The clashes played out as Lyons appeared before the committee to give evidence on the future of the Northern Ireland Place-Name Project.
The academic initiative based at Queen’s University researches the origins of street names across the region and also provides councils support in translating English street names into Irish.
Sinn Féin MLAs have accused Lyons of refusing to renew funding for the project this year.
However, the minister has rejected that, accusing Sinn Féin of “fabricating” the claim as part of a “co-ordinated attack” on him.
This week it also emerged that Lyons’ department will not implement a planned Irish language strategy for Northern Ireland before the end of the current Assembly mandate next year.
Asked about the controversies involving the Irish language, Sinn Féin vice president Ms O’Neill told reporters that the DUP’s “track record speaks for itself”.
“Nobody will be fooled by the DUP’s bluster,” she said.
“The DUP are anti-Irish. The DUP work every day against everything to do with Irish national identity.
“This is a communities minister (Lyons) who’s responsible for delivering a language strategy, yet he’s taken another minister to court in relation to the Irish language (Lyons is involved in a legal challenge against Sinn Féin infrastructure minister Liz Kimmons’ decision to install Irish language signs at Belfast’s Grand Central Station).
“So whether it comes to cuts for Líofa grants to funding for children to learn Irish (decision to cut Líofa grants was taken by DUP minister Paul Givan in 2017 but later reversed), whether it’s the place names project, whether it’s anything else to do with Irish language, the DUP have form, and they will never change that form.
“That’s the reality. But people understand that. My job in the Executive is to try to make politics work, to deliver for people in the here and now, but very alive and very alert to the fact that the DUP are anti-Irish in their approach.”

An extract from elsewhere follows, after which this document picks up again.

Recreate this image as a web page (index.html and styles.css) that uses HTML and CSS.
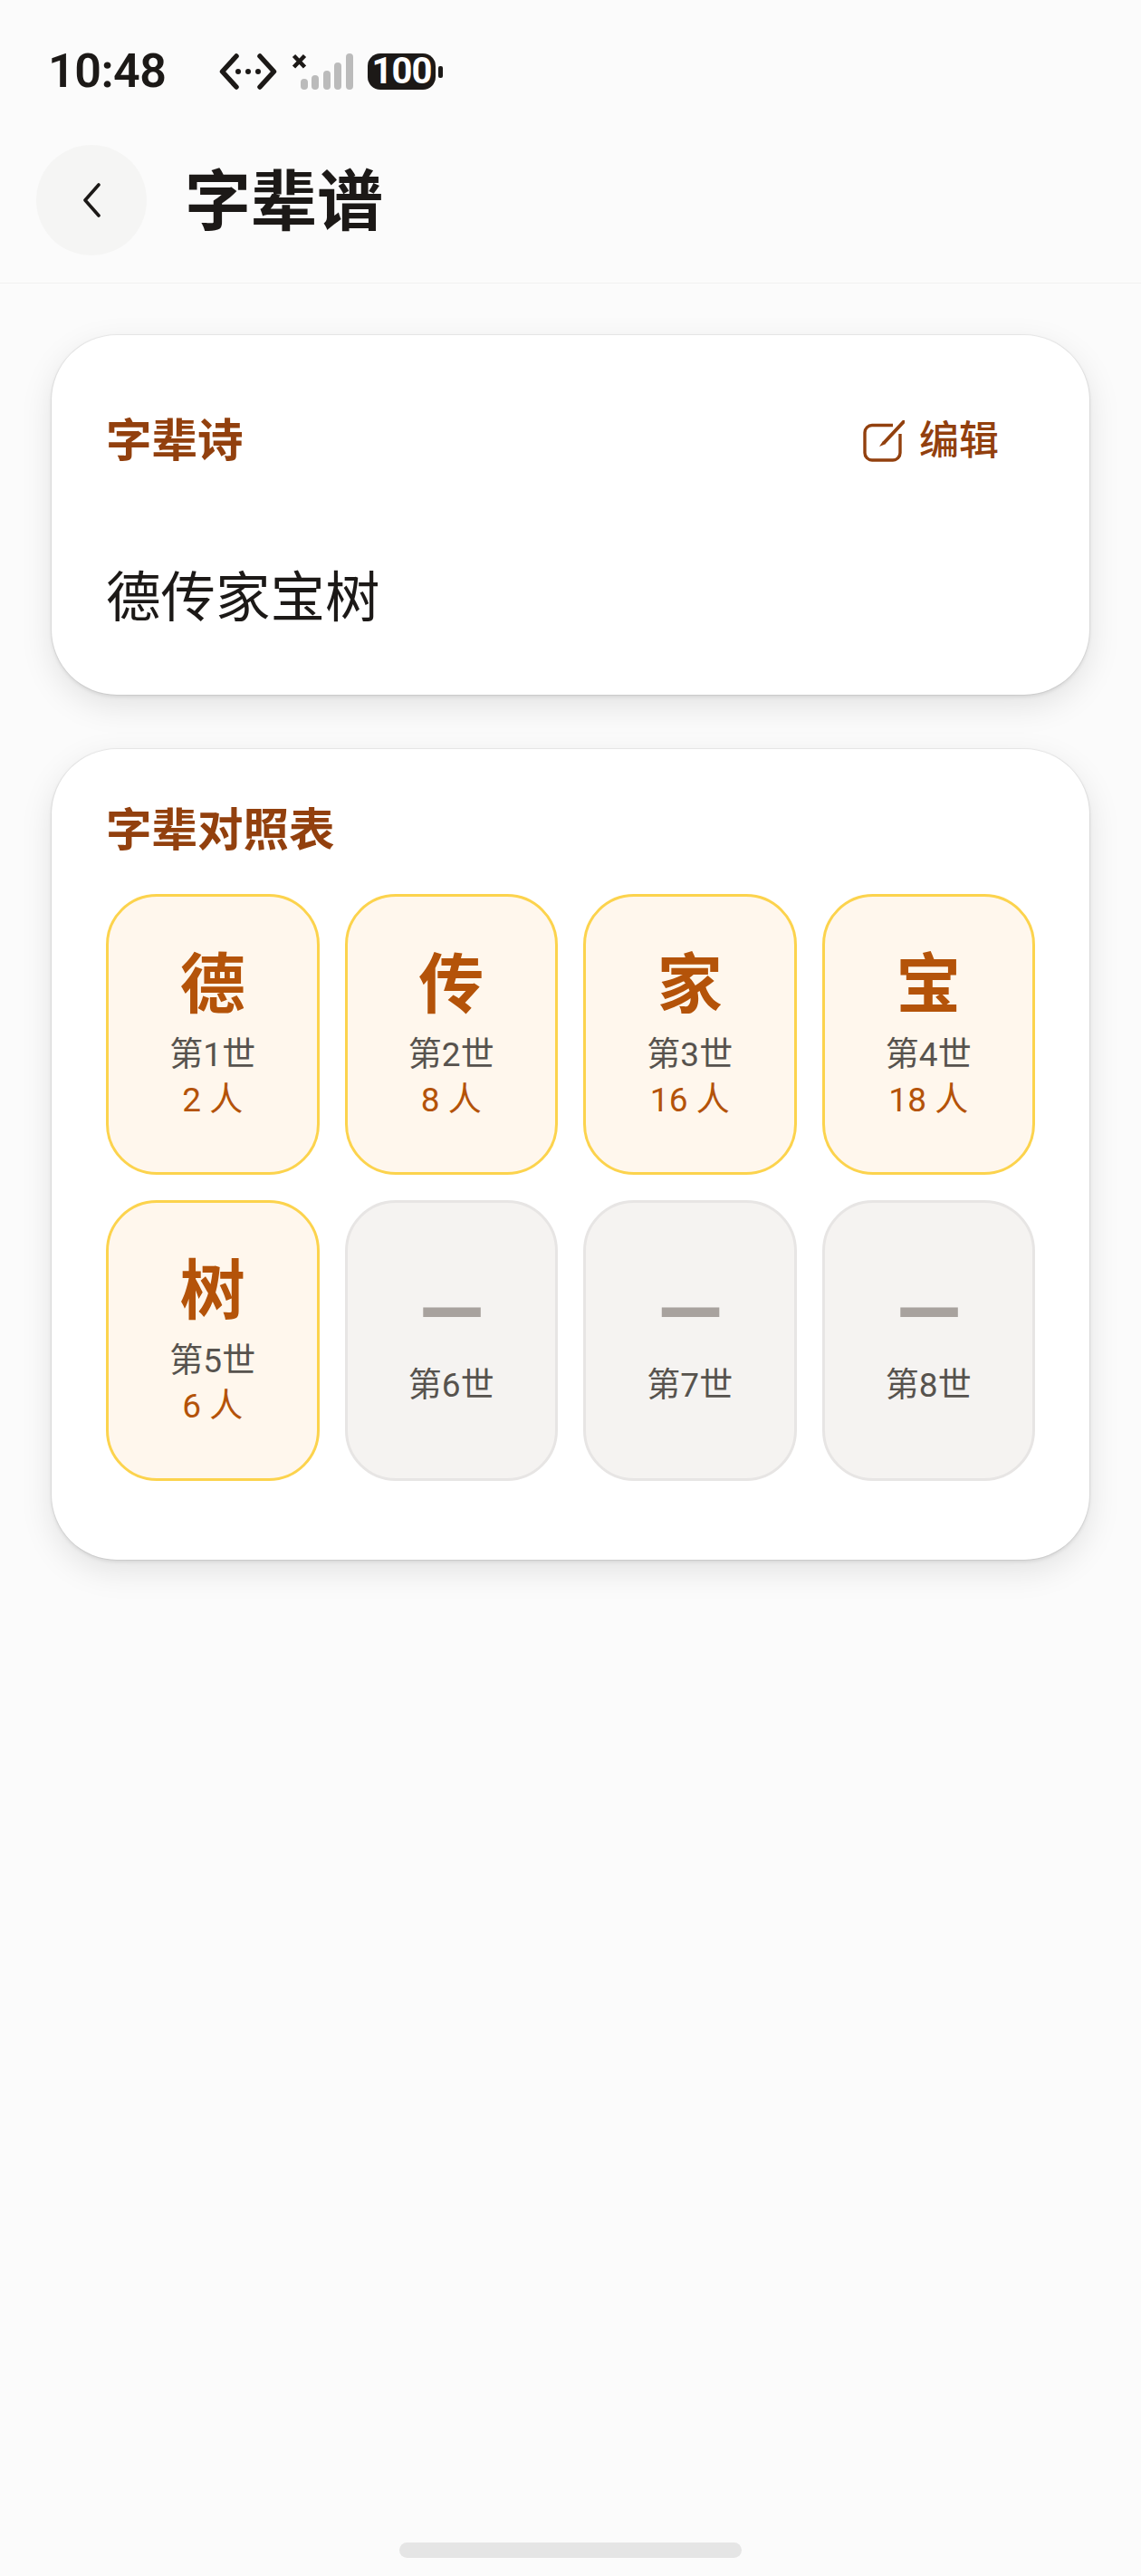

She added: “This isn’t a recent development. This isn’t an election issue that the DUP have just turned their face against Irish national identity.
“They have form, long form for many, many years, decades fighting against Irish language. They’ve done that with the Irish Language Act. They’ve done it with petty nonsense like cuts on Liofa grants. They’ve done it on every turn.
“So, people won’t be surprised to hear this rhetoric from the DUP. For them, perhaps they feel like they’re appealing to their electorate, but I think that that is so short-sighted.
“What we should be doing here is actually accommodating each other, finding ways that everybody has their identity respected and cherished and nurtured. That’s certainly my approach.
“Unfortunately, the DUP, I don’t believe, will ever have that approach. They will always be opposed to everything to do with Irish national identity.
“But that doesn’t stop me doing what I do. I’m here to try to do my best for people, turn up for people every day, whilst making a case for something better that moves beyond the limitations of the Assembly and the Executive.”
Little-Pengelly accused O’Neill’s party of trying to “spin” an “agenda” against the DUP.
“I think there is a concerted attempt at the moment to target DUP ministers,” she said.
“I believe that’s because DUP ministers have been delivering and I think it is to distract and deflect from the lack of delivery within some other departments.
“So, I do think that this is part of an agenda to try to spin that somehow the minister (Lyons) is not supportive in certain particular issues.
“I would say that, of course, for a (Irish language) strategy to be meaningful, there has to be funding behind that as well.
“There’s been a number of other developments in relation to Irish language. There’s a significant amount of investment right through from the broadcast fund to Irish medium education.
“And, indeed, we have an Irish language commissioner, a commissioner that I had appointed jointly with the First Minister.
“So, of course, there have been a number of things that do take place, a huge amount of investment in that sector.
“So, therefore, I strongly disagree with that attempt by Sinn Féin to paint a narrative that has no connection to fact.”
Referencing the Sinn Féin criticism of Lyons at the committee hearing, she said: “I don’t think it’s something that we should just expect in the run-up to an election, I think it was completely inappropriate.”
The DUP MLA added: “We need to have grown-up politics where people do get on, they try to deliver within their own departments.
“And, in fact, that there is that civilised exchange between the members and ministers when we give them that information.”
Little-Pengelly said she was in her job because she wanted to “deliver for people”.
“I believe our DUP ministers are delivering well and I want other ministers to get on and do what they need to do within their own departments, and not to be trying to cause distraction by blaming others for perhaps a lack of delivery within their own departments.
“My job is very much about working with everybody across that executive, building those relationships.
“I’ve always said there will always be issues where we disagree and, of course, we will call those issues out publicly in the Assembly or in the Executive, but there’s much more that we can agree on, and we do need to get on with that work as well.”